The cost of a week’s worth of goods in the state has risen 28.1% since 2021, the report said.

“That money belongs to the taxpayers who bore the brunt of inflation, not the state,” the report, written by Professor of Economics Ananth Seshadri, said. “Because the windfall is one-time money, the relief should be one-time, too. On the economic question, no governor can move the national price level, but the prices a family actually pays are set partly at home, through zoning, utility rate design, and occupational licensing.

“Behind each lies the same force: regulation that throttles supply. Loosen it and the state grows cheaper to live in; leave it and the state grows more expensive.”

Seshadri wrote that it is clear that prices will not return to 2021 levels, so the only question is whether Wisconsin returns the surplus or uses its ability to lower the state’s cost of living.

“After a historic transfer of purchasing power away from Wisconsin households, the loss is no longer in question; it already happened,” Seshadri wrote. “Wisconsin cannot undo the inflation. It can still decide who keeps the change.”

The report comes after state lawmakers failed to pass a $1.8 billion surplus bill that included income tax refund checks, $600 million for schools and an end to taxes on tips and overtime.

The bill was an agreement between Gov.
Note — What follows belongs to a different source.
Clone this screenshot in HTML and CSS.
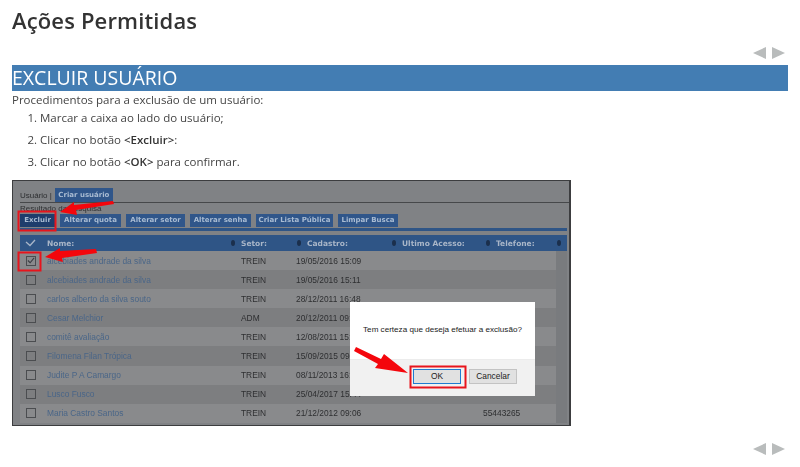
FILE: index.html
```html
<!DOCTYPE html>
<html lang="pt-BR">
<head>
<meta charset="utf-8">
<title>Ações Permitidas</title>
<link rel="stylesheet" href="styles.css">
</head>
<body>
<main class="page">
  <h1 class="title">Ações Permitidas</h1>
  <div class="nav nav-top">
    <svg width="32" height="12" viewBox="0 0 32 12"><path class="tri" d="M0 6 13 0V12Z"/><path class="tri" d="M32 6 19 0V12Z"/></svg>
  </div>
  <h2 class="banner">EXCLUIR USUÁRIO</h2>
  <p class="intro">Procedimentos para a exclusão de um usuário:</p>
  <ol class="steps">
    <li>Marcar a caixa ao lado do usuário;</li>
    <li>Clicar no botão <b>&lt;Excluir&gt;</b>:</li>
    <li>Clicar no botão <b>&lt;OK&gt;</b> para confirmar.</li>
  </ol>

  <figure class="shot">
    <div class="shot-inner">
      <div class="tabs">
        <span class="tab-label">Usuário |</span>
        <span class="tab">Criar usuário</span>
      </div>
      <div class="result-label">Resultado da pesquisa</div>
      <div class="actions">
        <span class="btn w35">Excluir</span>
        <span class="btn w61">Alterar quota</span>
        <span class="btn w59">Alterar setor</span>
        <span class="btn w61">Alterar senha</span>
        <span class="btn w77">Criar Lista Pública</span>
        <span class="btn w60">Limpar Busca</span>
      </div>
      <div class="rule"></div>
      <div class="thead">
        <span class="check"><svg width="11" height="8" viewBox="0 0 11 8"><path d="M1 3 5 6.5 10 1" fill="none" stroke="#a9b6c8" stroke-width="1.3"/></svg></span>
        <span class="sort">Nome:</span>
        <span class="sort">Setor:</span>
        <span class="sort">Cadastro:</span>
        <span class="sort">Ultimo Acesso:</span>
        <span class="sort">Telefone:</span>
      </div>
      <div class="tbody">
        <div class="row tr"><span class="check"><i class="box ticked"><svg width="9" height="9" viewBox="0 0 9 9"><path d="M1 4.5 3.5 7 8 1.5" fill="none" stroke="#3a3d42" stroke-width="1.2"/></svg></i></span><span class="name">alcebiades andrade da silva</span><span>TREIN</span><span>19/05/2016 15:09</span><span></span><span></span></div>
        <div class="row tr"><span class="check"><i class="box"></i></span><span class="name">alcebiades andrade da silva</span><span>TREIN</span><span>19/05/2016 15:11</span><span></span><span></span></div>
        <div class="row tr"><span class="check"><i class="box"></i></span><span class="name">carlos alberto da silva souto</span><span>TREIN</span><span>28/12/2011 16:48</span><span></span><span></span></div>
        <div class="row tr"><span class="check"><i class="box"></i></span><span class="name">Cesar Melchior</span><span>ADM</span><span>20/12/2011 09:12</span><span></span><span></span></div>
        <div class="row tr"><span class="check"><i class="box"></i></span><span class="name">comitê avaliação</span><span>TREIN</span><span>12/08/2011 15:20</span><span></span><span></span></div>
        <div class="row tr"><span class="check"><i class="box"></i></span><span class="name">Filomena Filan Trópica</span><span>TREIN</span><span>15/09/2015 09:30</span><span></span><span></span></div>
        <div class="row tr"><span class="check"><i class="box"></i></span><span class="name">Judite P A Camargo</span><span>TREIN</span><span>08/11/2013 16:02</span><span></span><span></span></div>
        <div class="row tr"><span class="check"><i class="box"></i></span><span class="name">Lusco Fusco</span><span>TREIN</span><span>25/04/2017 15:44</span><span></span><span></span></div>
        <div class="row tr"><span class="check"><i class="box"></i></span><span class="name">Maria Castro Santos</span><span>TREIN</span><span>21/12/2012 09:06</span><span></span><span>55443265</span></div>
      </div>
    </div>

    <div class="dialog">
      <div class="dialog-body">Tem certeza que deseja efetuar a exclusão?</div>
      <div class="dialog-foot">
        <span class="dlg-btn ok">OK</span>
        <span class="dlg-btn">Cancelar</span>
      </div>
    </div>

    <svg class="marks" width="559" height="246" viewBox="0 0 559 246">
      <g fill="none" stroke="#e8141c" stroke-width="2">
        <rect x="5.5" y="30.5" width="37" height="19"/>
        <rect x="5.5" y="71.5" width="22" height="18"/>
        <rect x="397.5" y="185.5" width="55" height="21"/>
      </g>
      <g fill="#f4060c">
        <path d="M47 31 61 21V24L100 20 101 23 63 29 64 34Z"/>
        <path d="M32 76 47 67V70L83 68 84 72 49 77 50 81Z"/>
        <path d="M395 192 371 173 368 178 343 166 341 170 365 183 362 187Z"/>
      </g>
    </svg>
  </figure>

  <div class="nav nav-bottom">
    <svg width="32" height="12" viewBox="0 0 32 12"><path class="tri" d="M0 6 13 0V12Z"/><path class="tri" d="M32 6 19 0V12Z"/></svg>
  </div>
</main>
</body>
</html>
```

FILE: styles.css
```css
* { box-sizing: border-box; }
html, body { margin: 0; background: #fff; }
body { font-family: "Open Sans", sans-serif; color: #333; width: 800px; height: 467px; overflow: hidden; }
.page { padding: 0 12px; filter: blur(.35px); }
.title { margin: 0; padding-top: 5px; height: 44px; font-size: 22px; line-height: 30px; font-weight: 600; letter-spacing: .15px; color: #333; }
.nav { display: flex; justify-content: flex-end; padding-right: 3px; height: 12px; }
.nav-top { margin-top: 3px; }
.nav-bottom { margin-top: 17px; }
.tri { fill: #b9bcbc; }
.banner { margin: 6px 0 0; height: 26px; width: 776px; background: #437db3; color: #fff; font-size: 19.5px; line-height: 26px; font-weight: 500; }
.intro { margin: 0; font-size: 11.5px; line-height: 17px; color: #444; }
.steps { margin: 0; padding: 1px 0 0 28px; height: 72px; font-size: 11.5px; line-height: 17px; color: #444; }
.steps li { margin-bottom: 5px; }
.steps b { font-weight: 600; color: #333; }

.shot { position: relative; margin: 0; width: 559px; height: 246px; border: 1px solid #3c3d3f; border-width: 1px 2px 1px 1px; background: #808285; overflow: hidden; font-family: "Liberation Sans", sans-serif; }
.shot-inner { padding: 7px 0 0 7px; }
.tabs { display: flex; align-items: flex-end; gap: 3px; height: 15px; border-bottom: 1px solid #46484a; margin-right: -7px; font-size: 8px; color: #2c2e30; }
.tab-label { line-height: 13px; }
.tab { width: 58px; height: 14px; background: #30568a; color: #a8bbd2; font-family: "DejaVu Sans", sans-serif; font-size: 7px; font-weight: 700; line-height: 14px; text-align: center; }
.result-label { font-size: 8px; line-height: 10px; height: 10px; margin-top: 1px; color: #2c2e30; }
.actions { display: flex; gap: 5px; height: 13px; }
.btn { display: block; height: 13px; background: #30568a; color: #a8bbd2; font-family: "DejaVu Sans", sans-serif; font-size: 7px; font-weight: 700; line-height: 13px; text-align: center; white-space: nowrap; }
.w35 { width: 35px; background: #1e3d6c; }
.w59 { width: 59px; }
.w60 { width: 60px; }
.w61 { width: 61px; }
.w77 { width: 77px; }
.rule { height: 3px; margin-top: 1px; width: 547px; background: #2f5586; }
.thead { display: grid; grid-template-columns: 27px 194px 66px 95px 94px 71px; align-items: center; width: 547px; height: 16px; margin-top: 4px; background: #2f5586; color: #a9b6c8; font-family: "DejaVu Sans", sans-serif; font-size: 7.5px; font-weight: 700; }
.sort { display: flex; justify-content: space-between; align-items: center; padding-right: 6px; }
.sort::after { content: ""; width: 4px; height: 6px; border-radius: 50%; background: #1b2f4c; }
.row { display: grid; grid-template-columns: 27px 194px 55px 106px 81px 73px; align-items: center; }
.check { display: flex; justify-content: center; padding-right: 6px; }
.tbody { width: 547px; height: 172px; background: #797b7e; }
.tr { width: 536px; height: 19.1px; background: #898a8c; font-size: 8.4px; color: #2e2f31; }
.tr:nth-child(even) { background: #7d7e80; }
.name { color: #4a6688; }
.box { display: inline-flex; align-items: center; justify-content: center; width: 10px; height: 10px; border: 1px solid #4b4d50; }

.dialog { position: absolute; left: 337px; top: 121px; width: 185px; height: 94px; background: #fff; display: flex; flex-direction: column; }
.dialog-body { height: 57px; padding-top: 22px; font-size: 8.1px; line-height: 12px; text-align: center; color: #222; }
.dialog-foot { flex: 1; display: flex; gap: 8px; justify-content: flex-end; padding: 9px 18px 0 0; background: #f1f1f1; border-top: 1px solid #ececec; }
.dlg-btn { width: 48px; height: 15px; background: #e1e1e1; border: 1px solid #c3c3c3; font-size: 8.4px; line-height: 13px; text-align: center; color: #222; }
.dlg-btn.ok { border: 1px solid #1f7bd0; }

.marks { position: absolute; left: 0; top: 0; }
```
Tony Evers, Assembly Speaker Robin Vos and Senate Majority Leader Devin LeMahieu that passed the Wisconsin Assembly and had the support of Gov. Tony Evers but fell 18-15 in the Senate as all Senate Democrats and three Republican Senators voted against it.

Eighty percent of the 454 Wisconsin adults polled on the topic in May in a Marquette Law School Poll believed the bill should have passed, with that support crossing party lines and spanning statewide.